What You Should See in a Premium Proposal
If you are interviewing agents in Chesterfield, ask to see the actual marketing process in writing. A premium proposal should be specific. It should explain how your home will be prepared, how it will be presented, when it will launch, and how performance will be tracked.
Look for clear detail on staging, photography, video, floor plans, MLS timing, and whether a Private Exclusive or Coming Soon phase is appropriate. You should also ask how the agent plans to reach likely buyers and local brokers, rather than relying on a generic promise to "post it online."
Questions worth asking any listing agent
Before you sign, consider asking:
- What prep work do you recommend before listing?
- Will you provide staging guidance or staging support?
- What visual assets are included in your marketing plan?
- How will the launch timing be sequenced?
- Is a Private Exclusive or Coming Soon period worth considering for my home?
- How will you tailor pricing and messaging for my part of Chesterfield?
- How often will I receive updates once the home is live?
The right answers should feel thoughtful, local, and specific to your property.
Why Local Execution Still Matters
Even with strong technology, premium marketing still depends on local judgment. Chesterfield spans different price points, neighborhoods, and buyer expectations. What works for a property in 63005 may not be the same approach you would use in 63017.
That is where an experienced, systems-backed team can make a real difference. Show + Sell STL brings together local market familiarity, concierge-style seller services like staging and professional photography, and Compass tools such as Private Exclusives. With a team structure built to support listings, operations, and buyer coordination, the goal is a launch that feels polished, responsive, and well-managed from start to finish.
If you are preparing to sell in Chesterfield, the real question is not whether your home will be marketed. It is whether it will be marketed in a way that matches the value of the property and the expectations of today’s buyers. When you are ready for a strategy built around preparation, presentation, and smart exposure, connect with Show + Sell STL to get started.
FAQs
What does premium listing marketing mean for a Chesterfield home?
- Premium listing marketing means a more complete strategy that includes pre-listing preparation, staging guidance, professional photography, video, floor plans, strong copy, and a thoughtful launch plan tailored to your Chesterfield submarket.

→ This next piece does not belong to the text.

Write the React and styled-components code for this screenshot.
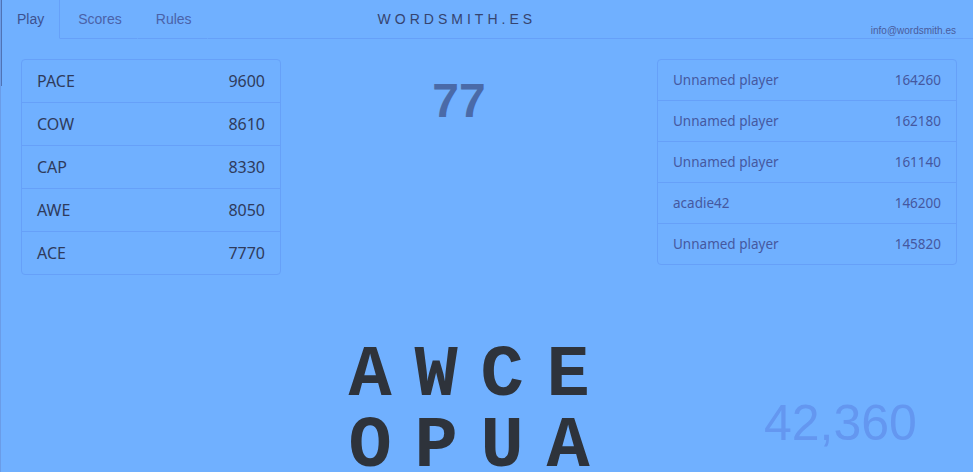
import React from "react";
import styled, { createGlobalStyle } from "styled-components";

const Global = createGlobalStyle`
  html, body { margin: 0; padding: 0; }
  body {
    background: #70b0ff;
    font-family: "Liberation Sans", Arial, sans-serif;
    overflow: hidden;
  }
`;

const Page = styled.div`
  width: 973px;
  height: 472px;
  box-sizing: border-box;
  border-left: 1px solid #6a9ce8;
  background: linear-gradient(#4f73b5, #4f73b5) left top / 1px 86px no-repeat, #70b0ff;
  display: flex;
  flex-direction: column;
  overflow: hidden;
`;

const Header = styled.header`
  display: flex;
  align-items: stretch;
`;

const Tabs = styled.nav`
  display: flex;
  align-items: stretch;
`;

const Tab = styled.div`
  padding: ${(p) => (p.$active ? "0 15px 0 16px" : "0 15px 0 18px")};
  font-size: 14px;
  line-height: 38px;
  color: ${(p) => (p.$active ? "#3d5290" : "#4a62a8")};
  border-right: 1px solid ${(p) => (p.$active ? "#66a0f8" : "transparent")};
  border-bottom: 1px solid ${(p) => (p.$active ? "transparent" : "#66a0f8")};
`;

const Filler = styled.div`
  flex: 1;
  display: flex;
  align-items: flex-start;
  justify-content: space-between;
  border-bottom: 1px solid #66a0f8;
`;

const Title = styled.div`
  margin: 11px 0 0 170px;
  font-size: 14px;
  letter-spacing: 4px;
  color: #36446f;
`;

const Info = styled.div`
  align-self: flex-end;
  margin: 0 17px 2px 0;
  font-size: 10px;
  color: #4a5c9c;
`;

const Main = styled.main`
  display: flex;
  align-items: flex-start;
  padding: 20px 16px 0 20px;
`;

const Card = styled.ul`
  list-style: none;
  margin: 0;
  padding: 0;
  box-sizing: border-box;
  width: ${(p) => p.$w}px;
  border: 1px solid #66a0f8;
  border-radius: 4px;
  font-family: "Noto Sans", "Open Sans", sans-serif;
`;

const Row = styled.li`
  display: flex;
  justify-content: space-between;
  align-items: center;
  height: ${(p) => p.$h}px;
  padding: 0 15px;
  font-size: ${(p) => p.$fs}px;
  color: ${(p) => p.$color};
  & + & { border-top: 1px solid #66a0f8; }
`;

const Center = styled.div`
  flex: 1;
  display: flex;
  justify-content: center;
  padding: 17px 20px 0 0;
`;

const Count = styled.div`
  font-size: 48px;
  font-weight: bold;
  line-height: 50px;
  color: #4a6aa8;
`;

const Bottom = styled.section`
  flex: 1;
  display: flex;
  align-items: flex-start;
  padding-top: 66px;
`;

const Letters = styled.div`
  display: grid;
  grid-template-columns: repeat(4, 66px);
  grid-auto-rows: 71px;
  margin-left: 336px;
`;

const Letter = styled.div`
  font-family: "Liberation Mono", "DejaVu Sans Mono", monospace;
  font-size: 72px;
  font-weight: bold;
  line-height: 71px;
  text-align: center;
  color: #2e333b;
`;

const Total = styled.div`
  margin: 54px 0 0 163px;
  font-size: 50px;
  line-height: 56px;
  color: #6497f0;
`;

const words = [
  ["PACE", 9600],
  ["COW", 8610],
  ["CAP", 8330],
  ["AWE", 8050],
  ["ACE", 7770],
];

const players = [
  ["Unnamed player", 164260],
  ["Unnamed player", 162180],
  ["Unnamed player", 161140],
  ["acadie42", 146200],
  ["Unnamed player", 145820],
];

const letters = ["A", "W", "C", "E", "O", "P", "U", "A"];

export default function App() {
  return (
    <Page>
      <Global />
      <Header>
        <Tabs>
          <Tab $active>Play</Tab>
          <Tab>Scores</Tab>
          <Tab>Rules</Tab>
        </Tabs>
        <Filler>
          <Title>WORDSMITH.ES</Title>
          <Info>info@wordsmith.es</Info>
        </Filler>
      </Header>
      <Main>
        <Card $w={260}>
          {words.map(([w, s]) => (
            <Row key={w} $h={42} $fs={16} $color="#2f3b5c">
              <span>{w}</span>
              <span>{s}</span>
            </Row>
          ))}
        </Card>
        <Center>
          <Count>77</Count>
        </Center>
        <Card $w={300}>
          {players.map(([n, s], i) => (
            <Row key={i} $h={40} $fs={13.5} $color="#4558a0">
              <span>{n}</span>
              <span>{s}</span>
            </Row>
          ))}
        </Card>
      </Main>
      <Bottom>
        <Letters>
          {letters.map((l, i) => (
            <Letter key={i}>{l}</Letter>
          ))}
        </Letters>
        <Total>42,360</Total>
      </Bottom>
    </Page>
  );
}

Is staging worth it for a home sale in Chesterfield?
- Often, yes. NAR's 2025 staging research found that 83% of buyers' agents said staging made it easier for buyers to visualize a property as a future home, and 60% said it influenced some buyers' view of the home.

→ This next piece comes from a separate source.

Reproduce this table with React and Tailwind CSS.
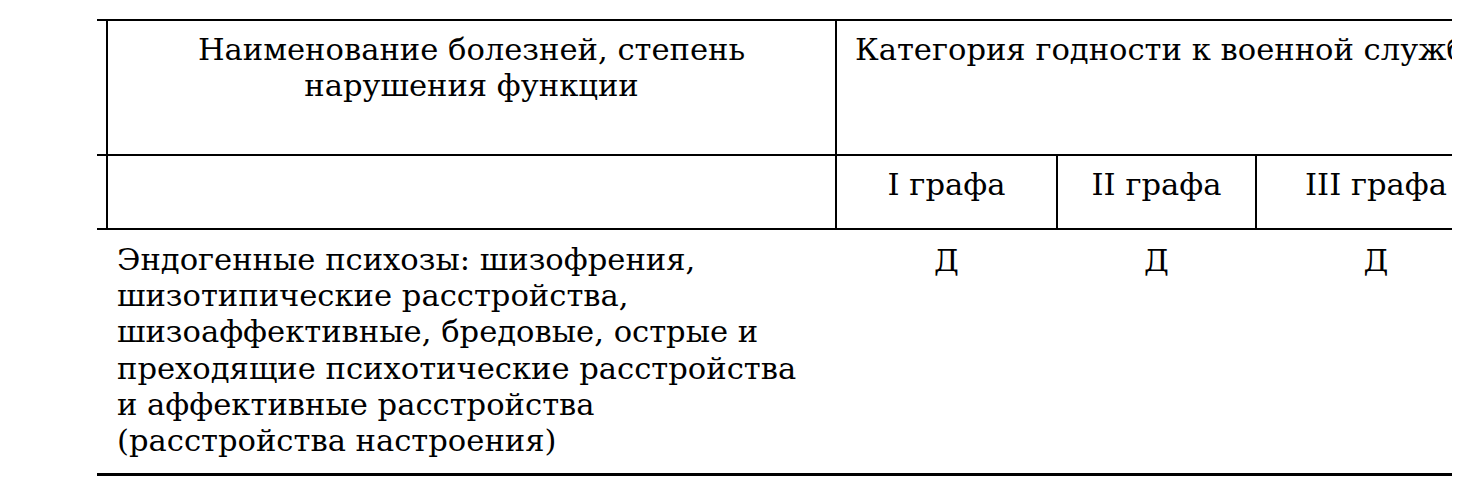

Do Chesterfield listings really need professional photos and video?
- In most cases, yes. Buyers often start online, many search on mobile devices, and they say photos, detailed property information, and floor plans are important. High-quality visuals help your home make a stronger first impression.
Should you use a Private Exclusive before listing publicly in Chesterfield?
- It depends on your goals. A Private Exclusive can help with privacy, early pricing feedback, and a longer marketing runway, but it also limits public exposure at the start. The right choice depends on your timing, pricing strategy, and comfort level.
Are open houses enough to sell a home in Chesterfield?
- Usually not on their own. Open houses can support your marketing, but research shows they are less important to many buyers than strong online presentation, listing details, and overall launch strategy.
What should a Chesterfield seller ask for in a listing proposal?
- You should ask for a clear prep plan, staging recommendations, professional visual assets, launch timing, pricing strategy, submarket-specific messaging, and regular reporting so you know how your listing is performing.